- _Problem to work on_: Starting at the first line of the data, please print exactly those lines through the one that holds "const pad = (s, n)", omitting every picture.

- _Source material_:
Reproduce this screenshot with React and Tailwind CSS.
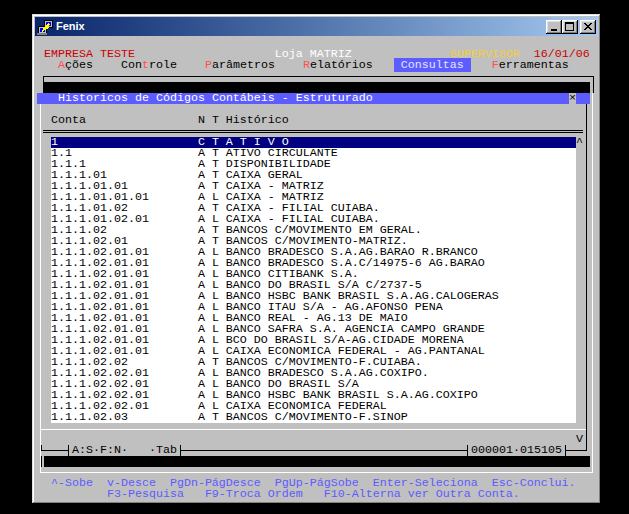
import React from "react";

const mono = "font-['Liberation_Mono',monospace] text-[11.67px] leading-[11px] whitespace-pre";

const pad = (s, n) => s + " ".repeat(Math.max(0, n - s.length));

const rows = [
  ["1", "C", "T", "A T I V O"],
  ["1.1", "A", "T", "ATIVO CIRCULANTE"],
  ["1.1.1", "A", "T", "DISPONIBILIDADE"],
  ["1.1.1.01", "A", "T", "CAIXA GERAL"],
  ["1.1.1.01.01", "A", "T", "CAIXA - MATRIZ"],
  ["1.1.1.01.01.01", "A", "L", "CAIXA - MATRIZ"],
  ["1.1.1.01.02", "A", "T", "CAIXA - FILIAL CUIABA."],
  ["1.1.1.01.02.01", "A", "L", "CAIXA - FILIAL CUIABA."],
  ["1.1.1.02", "A", "T", "BANCOS C/MOVIMENTO EM GERAL."],
  ["1.1.1.02.01", "A", "T", "BANCOS C/MOVIMENTO-MATRIZ."],
  ["1.1.1.02.01.01", "A", "L", "BANCO BRADESCO S.A.AG.BARAO R.BRANCO"],
  ["1.1.1.02.01.01", "A", "L", "BANCO BRADESCO S.A.C/14975-6 AG.BARAO"],
  ["1.1.1.02.01.01", "A", "L", "BANCO CITIBANK S.A."],
  ["1.1.1.02.01.01", "A", "L", "BANCO DO BRASIL S/A C/2737-5"],
  ["1.1.1.02.01.01", "A", "L", "BANCO HSBC BANK BRASIL S.A.AG.CALOGERAS"],
  ["1.1.1.02.01.01", "A", "L", "BANCO ITAU S/A - AG.AFONSO PENA"],
  ["1.1.1.02.01.01", "A", "L", "BANCO REAL - AG.13 DE MAIO"],
  ["1.1.1.02.01.01", "A", "L", "BANCO SAFRA S.A. AGENCIA CAMPO GRANDE"],
  ["1.1.1.02.01.01", "A", "L", "BCO DO BRASIL S/A-AG.CIDADE MORENA"],
  ["1.1.1.02.01.01", "A", "L", "CAIXA ECONOMICA FEDERAL - AG.PANTANAL"],
  ["1.1.1.02.02", "A", "T", "BANCOS C/MOVIMENTO-F.CUIABA."],
  ["1.1.1.02.02.01", "A", "L", "BANCO BRADESCO S.A.AG.COXIPO."],
  ["1.1.1.02.02.01", "A", "L", "BANCO DO BRASIL S/A"],
  ["1.1.1.02.02.01", "A", "L", "BANCO HSBC BANK BRASIL S.A.AG.COXIPO"],
  ["1.1.1.02.02.01", "A", "L", "CAIXA ECONOMICA FEDERAL"],
  ["1.1.1.02.03", "A", "T", "BANCOS C/MOVIMENTO-F.SINOP"],
];

const FenixIcon = () => (
  <svg width="16" height="16" viewBox="0 0 16 16" shapeRendering="crispEdges">
    {/* back computer */}
    <rect x="7" y="1" width="8" height="7" fill="#c0c0c0" stroke="#000" strokeWidth="1" />
    <rect x="8.5" y="2.5" width="5" height="4" fill="#0000ff" />
    {/* front computer */}
    <rect x="1" y="7" width="8" height="7" fill="#c0c0c0" stroke="#000" strokeWidth="1" />
    <rect x="2.5" y="8.5" width="5" height="4" fill="#0000ff" />
    <rect x="0" y="14" width="10" height="2" fill="#808080" />
    {/* bolt */}
    <path d="M12 5 L8 9 L10 9 L5 12" stroke="#ffff00" strokeWidth="1.6" fill="none" />
  </svg>
);

const TitleButton = ({ children }) => (
  <div className="flex h-[14px] w-[16px] items-center justify-center bg-[#c0c0c0] shadow-[inset_-1px_-1px_#000,inset_1px_1px_#fff,inset_-2px_-2px_#808080,inset_2px_2px_#dfdfdf]">
    {children}
  </div>
);

// horizontal line piece sitting in the upper half of a status cell
const HLine = ({ w }) => <div className={`${w} h-[6px] shrink-0 border-b border-black`} />;

export default function App() {
  return (
    <div className="h-[514px] w-[629px] bg-black pl-[32px] pt-[14px]">
      {/* window */}
      <div className="flex h-[490px] w-[569px] flex-col bg-[#c0c0c0] p-[3px] shadow-[inset_-1px_-1px_#000,inset_1px_1px_#dfdfdf,inset_-2px_-2px_#808080,inset_2px_2px_#fff]">
        {/* title bar */}
        <div className="flex h-[19px] shrink-0 items-center bg-gradient-to-r from-[#0a246a] to-[#a6caf0] pl-[2px] pr-[2px]">
          <FenixIcon />
          <span className="ml-[3px] font-['Liberation_Sans',sans-serif] text-[11px] font-bold text-white">Fenix</span>
          <div className="ml-auto flex items-center">
            <TitleButton>
              <div className="mt-[6px] ml-[-1px] h-[2px] w-[6px] bg-black" />
            </TitleButton>
            <TitleButton>
              <div className="ml-[-1px] h-[9px] w-[9px] border border-t-2 border-black" />
            </TitleButton>
            <div className="ml-[2px]">
              <TitleButton>
                <svg width="8" height="7" viewBox="0 0 8 7" className="ml-[-1px]" shapeRendering="crispEdges">
                  <path d="M0 0h2v1h-2zM6 0h2v1h-2zM1 1h2v1h-2zM5 1h2v1h-2zM2 2h4v1h-4zM3 3h2v1h-2zM2 4h4v1h-4zM1 5h2v1h-2zM5 5h2v1h-2zM0 6h2v1h-2zM6 6h2v1h-2z" fill="#000" />
                </svg>
              </TitleButton>
            </div>
          </div>
        </div>

        {/* console client: 80 cols x 42 rows of 7x11 cells */}
        <div className={`mx-[2px] mt-[2px] flex h-[462px] w-[560px] shrink-0 flex-col bg-[#c0c0c0] ${mono}`}>
          {/* row 0 */}
          <div className="h-[11px] shrink-0" />
          {/* row 1 */}
          <div className="h-[11px] shrink-0">
            {" "}
            <span className="text-[#cc0000]">EMPRESA TESTE</span>
            {" ".repeat(20)}
            <span className="text-white">Loja MATRIZ</span>
            {" ".repeat(14)}
            <span className="text-[#f5cd3d]">SUPERVISOR</span>
            {"  "}
            <span className="text-[#cc0000]">16/01/06</span>
          </div>
          {/* row 2: menu */}
          <div className="h-[11px] shrink-0 text-black">
            {"   "}
            <span className="text-[#ff5050]">A</span>ções{"    "}
            Con<span className="text-[#ff5050]">t</span>role{"    "}
            <span className="text-[#ff5050]">P</span>arâmetros{"    "}
            <span className="text-[#ff5050]">R</span>elatórios{"   "}
            <span className="bg-[#5c5cff] text-[#e4e4ff]"> Consultas </span>
            {"   "}
            <span className="text-[#ff5050]">F</span>erramentas
          </div>

          {/* rows 3-4: top frame line with black bar */}
          <div className="ml-[6px] mt-[5px] h-[17px] w-[551px] shrink-0 border-x border-t border-black bg-black shadow-[inset_0_5px_#c0c0c0,inset_-3px_0_#c0c0c0]" />

          {/* row 5: dialog title */}
          <div className="flex h-[11px] shrink-0">
            <div className="flex w-[553px] bg-[#5c5cff] text-white">
              <span className="w-[532px] pl-[21px]">Historicos de Códigos Contábeis - Estruturado</span>
              <span className="w-[7px] bg-[#c0c0c0] text-center text-black">×</span>
            </div>
            <div className="ml-[2px] w-[1px] bg-white" />
          </div>

          {/* rows 6-39: dialog body */}
          <div className="ml-[3px] h-[369px] w-[553px] shrink-0 border-x border-b border-white">
            <div className="h-[341px] w-[546px] border-r border-black">
              {/* row 6 */}
              <div className="h-[11px]" />
              {/* row 7: header */}
              <div className="h-[11px] pl-[10px] text-black">{pad("Conta", 21) + "N T Histórico"}</div>
              {/* row 8: double line */}
              <div className="h-[11px] pt-[4px]">
                <div className="ml-[2px] h-[3px] w-[540px] border-y border-black" />
              </div>
              {/* rows 9-34: list */}
              <div className="flex">
                <div className="ml-[10px] w-[525px] bg-white">
                  {rows.map(([conta, n, t, hist], i) => (
                    <div
                      key={i}
                      className={`h-[11px] ${i === 0 ? "bg-[#000080] text-white" : "text-black"}`}
                    >
                      {pad(conta, 21) + n + " " + t + " " + hist}
                    </div>
                  ))}
                </div>
                <div className="w-[7px] text-black">
                  <div className="h-[11px]">^</div>
                </div>
              </div>
              {/* row 35 */}
              <div className="h-[11px] pt-[6px]">
                <div className="ml-[-1px] w-[546px] border-t border-white" />
              </div>
              {/* row 36 */}
              <div className="h-[11px] pl-[535px] text-black">V</div>
            </div>

            {/* row 37: status line */}
            <div className="flex h-[11px] text-black">
              <div className="h-[6px] w-[3px] shrink-0 border-b border-l border-black" />
              <HLine w="w-[21px]" />
              <HLine w="w-[3px]" />
              <div className="h-[11px] w-[1px] shrink-0 bg-black" />
              <div className="w-[3px] shrink-0" />
              <div className="w-[105px] shrink-0">A:S·F:N·   ·Tab</div>
              <div className="w-[3px] shrink-0" />
              <div className="h-[11px] w-[1px] shrink-0 bg-black" />
              <HLine w="w-[3px]" />
              <HLine w="w-[280px]" />
              <HLine w="w-[3px]" />
              <div className="h-[11px] w-[1px] shrink-0 bg-black" />
              <div className="w-[3px] shrink-0" />
              <div className="w-[91px] shrink-0">000001·015105</div>
              <div className="w-[3px] shrink-0" />
              <div className="h-[11px] w-[1px] shrink-0 bg-black" />
              <HLine w="w-[3px]" />
              <HLine w="w-[14px]" />
              <div className="h-[6px] w-[4px] shrink-0 border-b border-r border-black" />
            </div>

            {/* row 38: black bar */}
            <div className="flex h-[11px]">
              <div className="w-[1px] bg-black" />
              <div className="ml-[2px] w-[546px] bg-black" />
            </div>
          </div>
          <div className="h-[5px] shrink-0" />

          {/* rows 40-41: key help */}
          <div className="h-[11px] shrink-0 text-[#5c5cff]">
            {"  ^-Sobe  v-Desce  PgDn-PágDesce  PgUp-PágSobe  Enter-Seleciona  Esc-Conclui."}
          </div>
          <div className="h-[11px] shrink-0 text-[#5c5cff]">
            {" ".repeat(10) + "F3-Pesquisa   F9-Troca Ordem   F10-Alterna ver Outra Conta."}
          </div>
        </div>
      </div>
    </div>
  );
}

- _The answer_:
Reproduce this screenshot with React and Tailwind CSS.
import React from "react";

const mono = "font-['Liberation_Mono',monospace] text-[11.67px] leading-[11px] whitespace-pre";

const pad = (s, n) => s + " ".repeat(Math.max(0, n - s.length));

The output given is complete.